CRONBACH, ABRAHAM (1882–1965), U.S. Reform rabbi, author, and teacher. Cronbach was born in Indianapolis, Indiana. He was ordained in 1906 at Hebrew Union College. He served at congregations in South Bend, Indiana (1906–15), and was assistant rabbi of the Free Synagogue, New York, under Rabbi Stephen S. *Wise (1915–17), and at Akron, Ohio (1917–19). He was also Jewish institutional chaplain of Chicago (1919–22). During these years Cronbach developed a passion for social justice, an unshakable belief in pacifism, and a "mutualistic" philosophy embodying ethical relativity and a concept of God as supreme ideal rather than source of power. As professor of Jewish Social Studies at Hebrew Union College from 1922 to 1950, Cronbach influenced a generation of rabbis in the struggle for social justice and peace.

Cronbach, an individualist, befriended the murderer Nathan *Leopold, was rabbi to the convicted American spies for the Soviet Union Julius and Ethel Rosenberg, and supported the anti-Zionist American Council for Judaism. As such he was under constant criticism by opponents. Although he was a Hebrew scholar, he was anti-Hebraist, opposing the use of Hebrew in American Jewish religious life.

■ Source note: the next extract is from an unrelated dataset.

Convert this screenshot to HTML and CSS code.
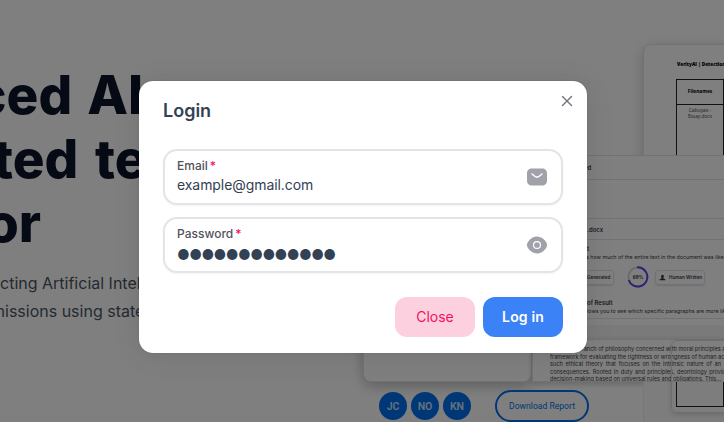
FILE: index.html
```html
<!DOCTYPE html>
<html lang="en">
<head>
<meta charset="utf-8">
<title>Login</title>
<link rel="stylesheet" href="styles.css">
</head>
<body>
<main class="page">
  <section class="hero">
    <h1 class="headline"><span class="l1">ced AI</span><span class="l2">ted te</span><span class="l3">or</span></h1>
    <p class="lead"><span class="p1">cting Artificial Intell</span><span class="p2">missions using state</span></p>
  </section>
  <div class="collage">
    <div class="sheet report">
      <b class="report-title">VerityAI | Detection</b>
      <div class="table"><b class="th">Filenames</b><span class="td">Cabuyao -<br>Essay.docx</span></div>
    </div>
    <div class="sheet preview"></div>
    <div class="sheet results">
      <div class="row uploaded">ed</div>
      <div class="row gap"></div>
      <div class="row doc">.docx</div>
      <div class="row result">
        <b class="first">t</b>
        <span class="small s1">s how much of the entire text in the document was likely</span>
        <div class="chips">
          <span class="chip generated">Generated</span>
          <svg class="ring" viewBox="0 0 24 24"><circle cx="12" cy="12" r="9.6" fill="none" stroke="#d4d4dc" stroke-width="1.800"/><path d="M11 2.400A9.600 9.600 0 1 1 2.700 15" fill="none" stroke="#5b45e8" stroke-width="2"/><text x="12" y="13.800">68%</text></svg>
          <span class="chip human"><svg viewBox="0 0 10 10"><path d="M5 1c2.800 0 2 4.300.8 5L9 7.500V9H1V7.500L4.200 6C3 5.300 2.200 1 5 1z" fill="#334"/></svg>Human Written</span>
        </div>
        <b class="second">of Result</b>
        <span class="small s2">lows you to see which specific paragraphs are more likely</span>
      </div>
      <div class="divider"></div>
    </div>
    <div class="sheet passage">
      <p><span>Ethics is a branch of philosophy concerned with moral principles and</span><span>framework for evaluating the rightness or wrongness of human actions</span><span>such ethical theory that focuses on the intrinsic nature of an act</span><span>consequences. Rooted in duty and principles, deontology provides</span></p>
      <p class="last">decision-making based on universal rules and obligations. This...</p>
    </div>
    <div class="pane"></div>
    <div class="sheet tail"><div class="tail-table"></div></div>
  </div>
  <div class="actions">
    <span class="avatar">JC</span><span class="avatar">NO</span><span class="avatar">KN</span>
    <button class="download">Download Report</button>
  </div>
</main>
<div class="backdrop">
  <section class="modal" role="dialog" aria-label="Login">
    <svg class="x" viewBox="0 0 16 16"><path d="M3.500 3.500l9 9M12.500 3.500l-9 9" fill="none" stroke="#71717a" stroke-width="1.400" stroke-linecap="round"/></svg>
    <header class="head">Login</header>
    <div class="body">
      <label class="field">
        <span class="inner"><span class="label">Email<i>*</i></span><input type="text" class="mail" value="example@gmail.com"></span>
        <svg class="icon" viewBox="0 0 24 24"><path fill="#a1a1aa" d="M17 3.500H7c-3 0-5 1.500-5 5v7c0 3.500 2 5 5 5h10c3 0 5-1.500 5-5v-7c0-3.500-2-5-5-5zm.47 6.090l-3.130 2.500c-.66.530-1.500.790-2.340.790s-1.690-.26-2.340-.79l-3.130-2.500a.77.77 0 01-.12-1.060c.26-.32.730-.38 1.050-.12l3.130 2.500c.76.610 2.050.610 2.810 0l3.130-2.500c.32-.26.800-.21 1.050.12.270.320.210.800-.11 1.060z"/></svg>
      </label>
      <label class="field">
        <span class="inner"><span class="label">Password<i>*</i></span><input class="pw" type="text" value="●●●●●●●●●●●●●"></span>
        <svg class="icon" viewBox="0 0 24 24"><path fill="#a1a1aa" d="M21.250 9.150C18.940 5.520 15.560 3.430 12 3.430c-1.780 0-3.510.52-5.090 1.490-1.580.98-3 2.410-4.160 4.230-1 1.570-1 4.120 0 5.690 2.310 3.640 5.690 5.720 9.250 5.720 1.780 0 3.510-.52 5.090-1.490 1.580-.98 3-2.410 4.160-4.230 1-1.560 1-4.120 0-5.690zM12 16.040A4.040 4.040 0 1112 7.960a4.040 4.040 0 010 8.080z"/><circle cx="12" cy="12" r="2.860" fill="#a1a1aa"/></svg>
      </label>
    </div>
    <footer class="foot"><button class="btn close">Close</button><button class="btn login">Log in</button></footer>
  </section>
</div>
</body>
</html>
```
FILE: styles.css
```css
* { box-sizing: border-box; }
body { margin: 0; font-family: Inter, "Liberation Sans", sans-serif; font-optical-sizing: none; width: 724px; height: 422px; overflow: hidden; background: #fff; }
button, input { font-family: inherit; font-optical-sizing: none; }
.page { position: relative; height: 422px; overflow: hidden; }
.hero { padding-top: 63px; white-space: nowrap; }
.headline { margin: 0; font-size: 53px; line-height: 64px; font-weight: 800; font-variation-settings: "opsz" 14; color: #0b1428; }
.headline span, .lead span { display: block; }
.l1 { margin-left: -25px; word-spacing: 3.500px; }
.l2 { margin-left: -7px; word-spacing: 5px; }
.l3 { margin-left: -14px; }
.lead { margin: 14px 0 0; font-size: 16px; line-height: 28px; color: #4b5563; }
.p2 { margin-left: -9px; }
.collage { position: absolute; inset: 0; color: #3a3a4c; white-space: nowrap; }
.sheet { position: absolute; background: #fff; border: 1px solid #e4e4e7; overflow: hidden; }
.report { left: 643px; top: 44px; width: 140px; height: 150px; border-radius: 8px; box-shadow: 0 4px 14px #0003; }
.report-title { display: block; margin: 16px 0 0 33px; font-family: "Open Sans", sans-serif; font-size: 4.700px; line-height: 6px; color: #000; font-weight: 800; }
.table { width: 48px; height: 90px; margin: 12px 0 0 32px; border: 1px solid #222; display: flex; flex-direction: column; text-align: center; font-family: "Open Sans", sans-serif; font-size: 4.800px; line-height: 6px; }
.th { height: 25px; line-height: 23px; border-bottom: 1px solid #222; color: #000; }
.td { margin-top: 2px; }
.preview { left: 363px; top: 170px; width: 169px; height: 212px; border-radius: 8px; box-shadow: 0 4px 14px #0004; }
.results { left: 570px; top: 155px; width: 170px; height: 186px; font-size: 6px; }
.row { border-bottom: 1px solid #e4e4e7; }
.uploaded { height: 24px; line-height: 24px; padding-left: 13px; font-weight: 600; }
.gap { height: 39px; }
.doc { height: 21px; line-height: 22px; padding-left: 16px; font-weight: 600; }
.result { height: 79px; padding: 5px 0 0 10px; display: flex; flex-direction: column; line-height: 8px; }
.result b { font-weight: 600; }
.first { margin-left: 6px; }
.small { font-size: 5.350px; line-height: 9px; }
.s1 { margin-left: 5px; }
.s2 { margin-left: 6px; }
.chips { display: flex; align-items: center; height: 30px; }
.chip { height: 15px; border: 1px solid #e4e4e7; border-radius: 3px; box-shadow: 0 1px 2px #0002; line-height: 13px; font-size: 4.600px; font-weight: 600; display: flex; align-items: center; }
.generated { width: 33px; padding-left: 5px; }
.human { width: 50px; padding-left: 3px; gap: 3px; margin-left: 5px; }
.human svg { width: 7px; height: 7px; }
.ring { width: 24px; height: 24px; margin-left: 12px; }
.ring text { font-size: 4.500px; font-weight: 700; text-anchor: middle; fill: #334; }
.second { margin: 7px 0 0 6px; }
.divider { height: 15px; margin-top: 6px; background: #f4f4f5; }
.passage { left: 532px; top: 339px; width: 210px; height: 43px; padding: 6px 0 0 17px; font-size: 5.600px; line-height: 7.500px; box-shadow: 0 2px 6px #0003; color: #444; }
.passage p { width: 182px; margin: 0; }
.passage span { display: block; text-align-last: justify; }
.pane { position: absolute; left: 643px; top: 382px; width: 81px; height: 40px; background: #fafafa; border-left: 1px solid #eee; }
.tail { left: 671px; top: 340px; width: 80px; height: 73px; border-radius: 6px; background: #fff0; border-color: #ddd; box-shadow: 0 2px 5px #0002; }
.tail-table { height: 25px; margin: 41px 0 0 4px; width: 48px; border: solid #222; border-width: 0 1px 1px; }
.actions { position: absolute; left: 379px; top: 390px; display: flex; align-items: center; gap: 4px; }
.avatar { width: 28px; height: 28px; border-radius: 50%; background: #006fee; color: #cfe2fb; font-family: Roboto, sans-serif; font-size: 10.500px; font-weight: 600; line-height: 29px; text-align: center; }
.download { width: 94px; height: 32px; margin-left: 20px; padding: 0; border: 2px solid #006fee; border-radius: 16px; background: #fff; color: #006fee; font-family: Roboto, sans-serif; font-size: 8.600px; }
.backdrop { position: absolute; inset: 0; display: flex; justify-content: center; align-items: flex-start; padding: 81px 0 0 2px; background: rgba(0,0,0,.5); }
.modal { position: relative; width: 448px; height: 272px; background: #fff; border-radius: 14px; box-shadow: 0 0 15px #00000008, 0 2px 30px #00000014, 0 0 1px #0000004d; color: #334155; }
.x { position: absolute; right: 12px; top: 12px; width: 16px; height: 16px; }
.head { padding: 16px 24px; font-size: 18px; line-height: 28px; font-weight: 600; }
.body { display: flex; flex-direction: column; gap: 12px; padding: 8px 24px; }
.field { display: flex; justify-content: space-between; align-items: center; height: 56px; padding: 0 12px; border: 2px solid #e4e4e7; border-radius: 14px; box-shadow: 0 1px 2px #0000000d; }
.inner { display: flex; flex-direction: column; padding-bottom: 2px; }
.label { display: flex; gap: 2px; font-size: 12px; line-height: 16px; font-weight: 500; color: #52525b; }
.label i { font-style: normal; color: #f31260; }
.field input { width: 300px; height: 20px; margin: 1px 0 0; padding: 0; border: 0; outline: 0; background: none; font-size: 14px; line-height: 20px; color: #334155; }
.field .mail { letter-spacing: -.07px; }
.field .pw { letter-spacing: -.6px; position: relative; top: 1px; padding-top: 3px; }
.icon { width: 24px; height: 24px; }
.foot { display: flex; justify-content: flex-end; gap: 8px; padding: 16px 24px; }
.btn { width: 80px; height: 40px; padding: 0 0 1px; border: 0; border-radius: 12px; font-size: 14px; }
.close { background: #fdd0df; color: #f31260; }
.login { background: #3b82f6; color: #fff; font-weight: 600; letter-spacing: .15px; }
```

Among his many writings are Jewish Peace Book for Home and School (1932), on the heritage of Judaism's pursuit of peace; Judaism for Today (1954), his philosophy in simple and popular terms; Realities of Religion (1957), his philosophy of radical empiricism; Stories Made of Bible Stories (1961), biblical stories rewritten to conform to his philosophy of pacifism and brotherhood; Reform Movements in Judaism (1963); and "Autobiography" (aja, 2 (1959), 3–81).

bibliography:

R.A. Seigel, Biography of Abraham Cronbach (unpublished M.A. thesis, Hebrew Union College, Cincinnati, 1965); A. Vorspan, Giants of Justice (1960), 201–99. add. bibliography: S.E. Karff, Hebrew Union College-Jewish Institute of Religion at 100 (1976).